According to a study published recently in the European Journal of Endocrinology, one third of pregnant women are iron deficient.

Though this is a common problem for the general population, it is especially concerning for pregnant women who need three times the daily requirement to sufficiently nourish a baby and grow a placenta.

This study specifically looked at the effect of low iron on thyroid function. The thyroid hormone is especially important for brain development during the first trimester when babies have not yet developed a thyroid gland. Women with low iron levels in pregnancy are more at risk for thyroid disease, preterm labor and miscarriage. Low iron can also cause a host of other problems, including low energy and mood issues.

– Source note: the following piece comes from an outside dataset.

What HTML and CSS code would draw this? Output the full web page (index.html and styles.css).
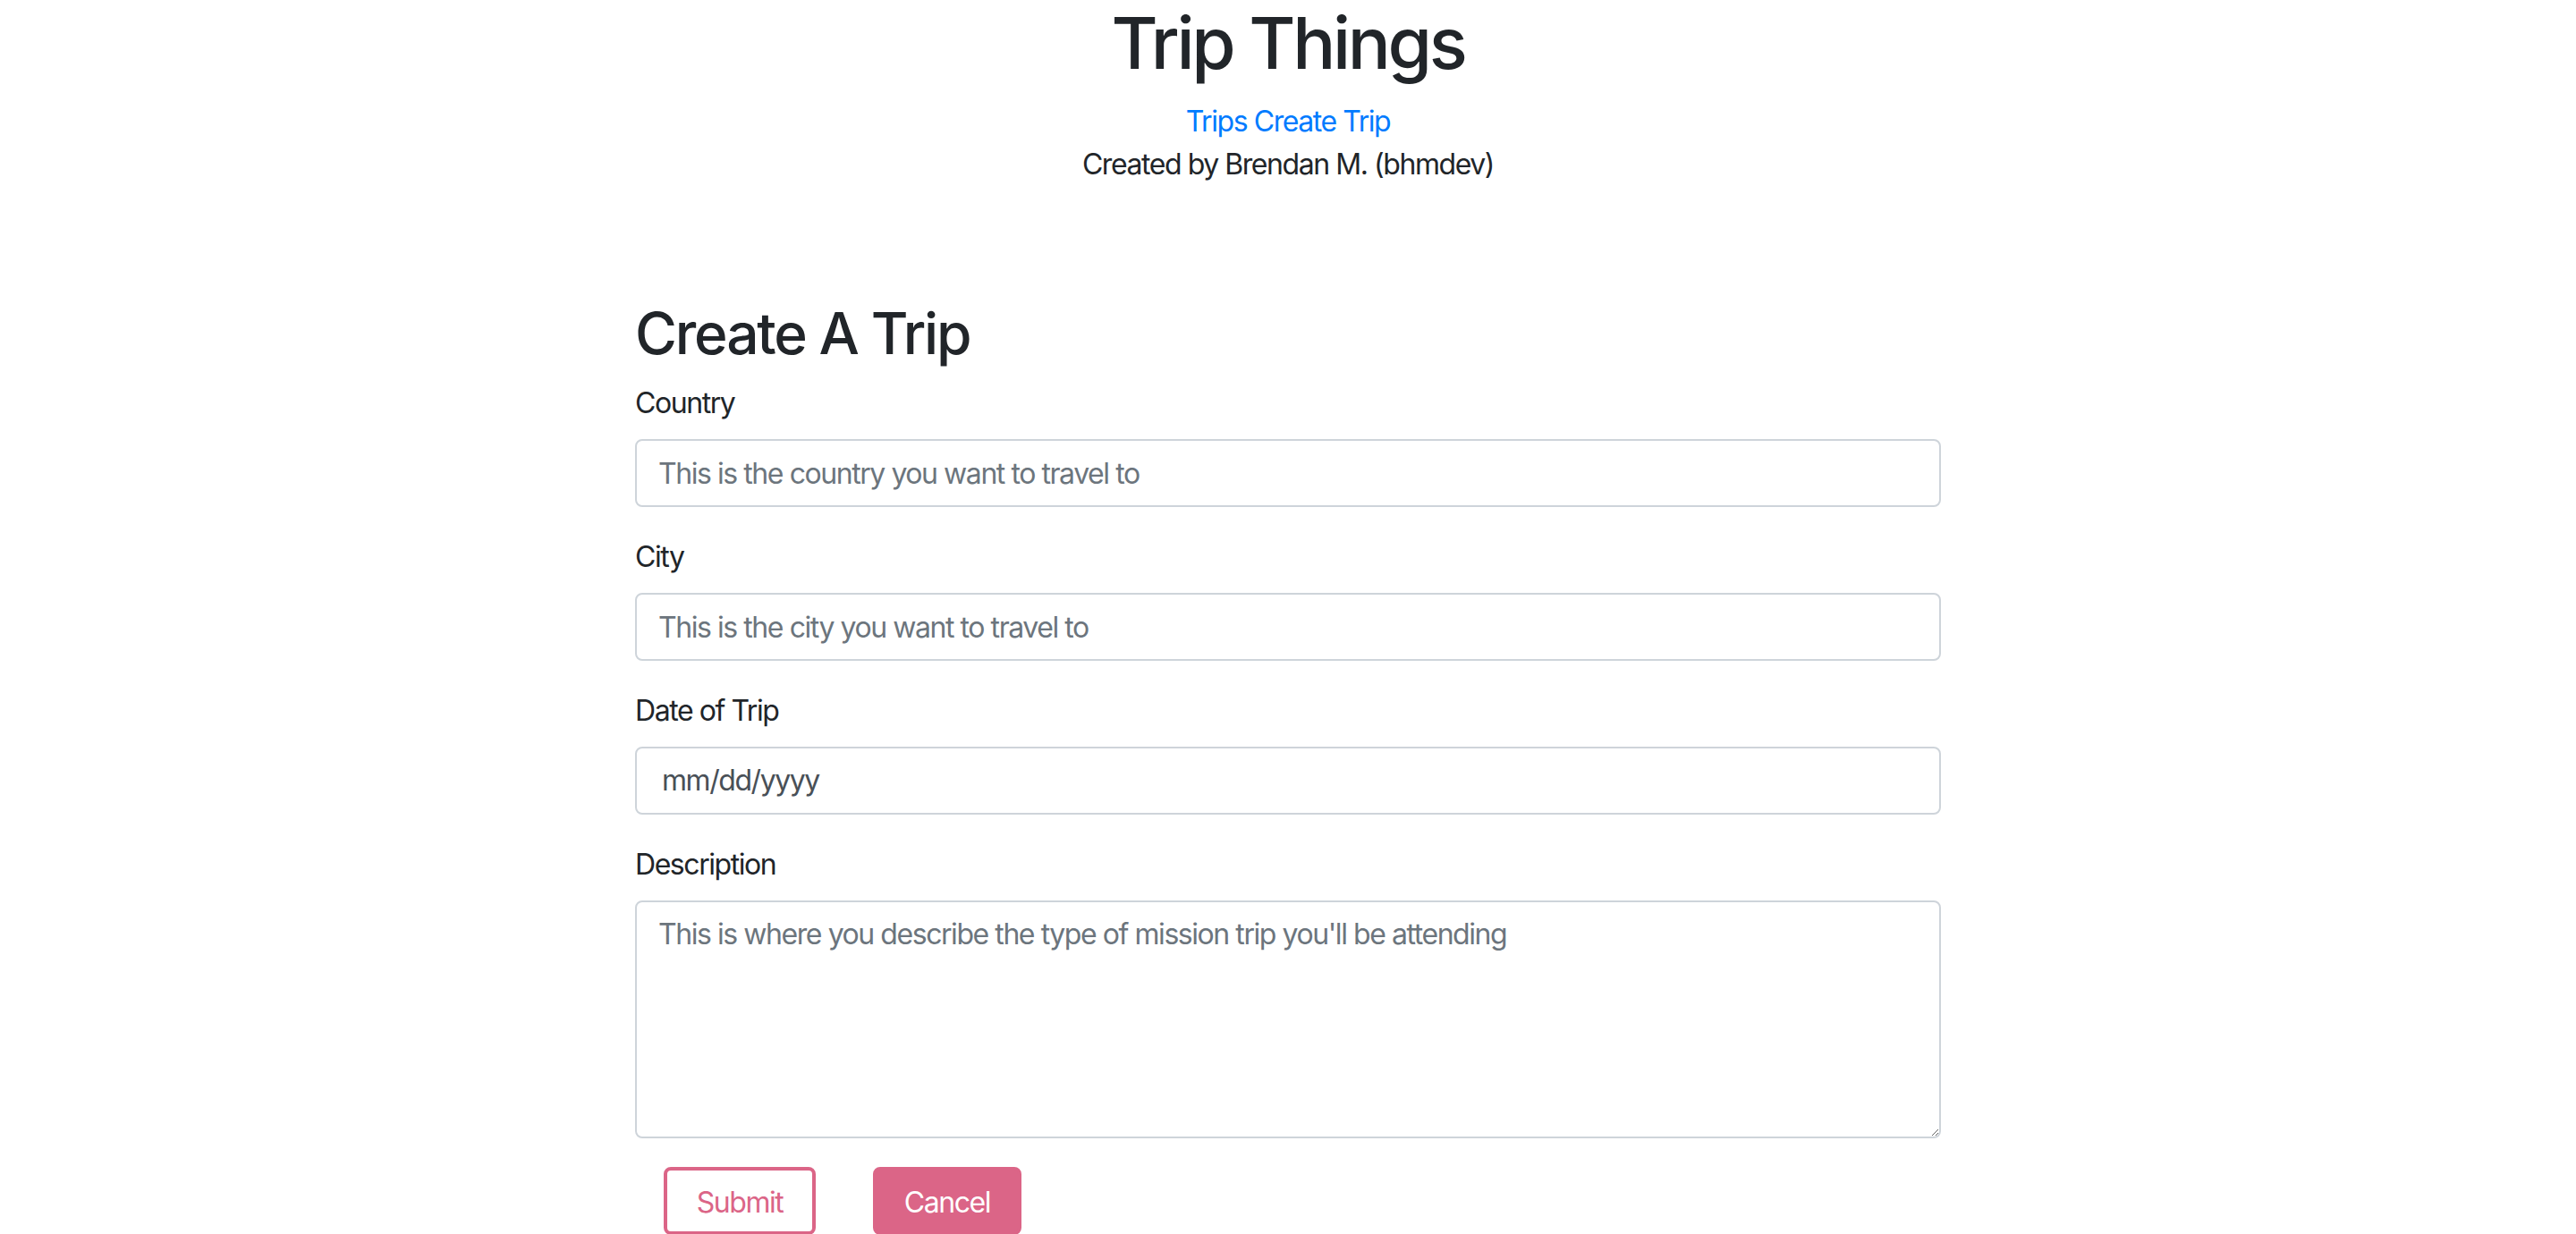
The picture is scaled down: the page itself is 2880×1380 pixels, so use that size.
FILE: index.html
```html
<!DOCTYPE html>
<html lang="en">
<head>
<meta charset="utf-8">
<title>Trip Things</title>
<link rel="stylesheet" href="styles.css">
</head>
<body>
<header class="site-header">
  <h1 class="site-title">Trip Things</h1>
  <nav class="site-nav"><a href="#">Trips</a> <a href="#">Create Trip</a></nav>
  <p class="credit">Created by Brendan M. (bhmdev)</p>
</header>
<main class="container">
  <h2 class="page-title">Create A Trip</h2>
  <form class="trip-form">
    <div class="form-group">
      <label class="form-label" for="country">Country</label>
      <input class="form-control" id="country" type="text" placeholder="This is the country you want to travel to">
    </div>
    <div class="form-group">
      <label class="form-label" for="city">City</label>
      <input class="form-control" id="city" type="text" placeholder="This is the city you want to travel to">
    </div>
    <div class="form-group">
      <label class="form-label" for="date">Date of Trip</label>
      <div class="form-control date-field">mm/dd/yyyy</div>
    </div>
    <div class="form-group last">
      <label class="form-label" for="desc">Description</label>
      <textarea class="form-control textarea" id="desc" rows="5" placeholder="This is where you describe the type of mission trip you'll be attending"></textarea>
    </div>
    <div class="actions">
      <button type="button" class="btn btn-outline">Submit</button>
      <button type="button" class="btn btn-solid">Cancel</button>
    </div>
  </form>
</main>
</body>
</html>
```
FILE: styles.css
```css
* { box-sizing: border-box; }
html, body { margin: 0; padding: 0; background: #fff; }
body {
  font-family: Inter, "Noto Sans", "Liberation Sans", sans-serif;
  font-size: 32px;
  line-height: 48px;
  color: #212529;
  letter-spacing: -0.045em;
}
.site-header { text-align: center; }
.site-title {
  margin: 0 0 16px;
  font-size: 80px;
  font-weight: 500;
  line-height: 96px;
  letter-spacing: -0.042em;
}
.site-nav a { color: #007bff; text-decoration: none; }
.credit { margin: 0 0 32px; }
.container {
  width: 1460px;
  margin: 126px auto 0;
}
.page-title {
  margin: 0 0 16px;
  font-size: 64px;
  font-weight: 500;
  line-height: 77px;
  letter-spacing: -0.034em;
}
.form-group { margin-bottom: 32px; }
.form-group.last { margin-bottom: 32px; }
.form-label { display: inline-block; margin-bottom: 16px; }
.form-control {
  display: block;
  width: 100%;
  height: 76px;
  padding: 12px 24px;
  font-family: inherit;
  font-size: 32px;
  line-height: 48px;
  letter-spacing: -0.045em;
  color: #495057;
  background: #fff;
  border: 2px solid #ced4da;
  border-radius: 8px;
  outline: none;
}
.form-control::placeholder { color: #6c757d; opacity: 1; }
.date-field { padding-left: 28px; }
.textarea { height: 266px; resize: vertical; }
.actions { display: flex; padding-left: 32px; }
.btn {
  font-family: inherit;
  font-size: 32px;
  line-height: 48px;
  letter-spacing: -0.045em;
  height: 76px;
  padding: 12px 0;
  border-radius: 8px;
  border: 4px solid #db6587;
  text-align: center;
  cursor: pointer;
}
.btn-outline { width: 170px; background: #fff; color: #db6587; margin-right: 64px; }
.btn-solid { width: 166px; background: #db6587; color: #fff; border-color: #db6587; }
```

Iron levels can be assessed by simple blood tests and can be monitored by care providers throughout pregnancy. While iron supplements, even prescription doses, may be necessary - women can also focus on adding iron to their diets to prevent and treat this issue.

Great natural sources of iron include:
  • spinach
  • kale
  • collard greens
  • asparagus
  • dark green lettuce
  • red meat and organ meat
  • the skin of a baked potato (choose organic when possible since potatoes are high in pesticides)
  • oatmeal
  • black-strap molasses
  • beans
  • nuts
  • pumpkin seeds and some other seeds
  • squash
Pregnant women who become anemic can also discuss the use of chlorophyll, the green pigment found in plants closes resembles hemoglobin and can help build blood count. It can be taken in capsule or liquid form.

Vitamin C containing foods -- such as oranges, melons, strawberries and tomatoes - can also help maximize the absorption of iron and taking Vitamin C in capsule form may be needed if you are not consuming enough of these foods.

It's also important to know that foods like soy, dairy and coffee can block the body from absorbing iron so be cautious of these foods if your iron levels are low.

Talk with your doctor or midwife about ways that you can prevent and treat iron deficiency for a healthier pregnancy and postpartum period.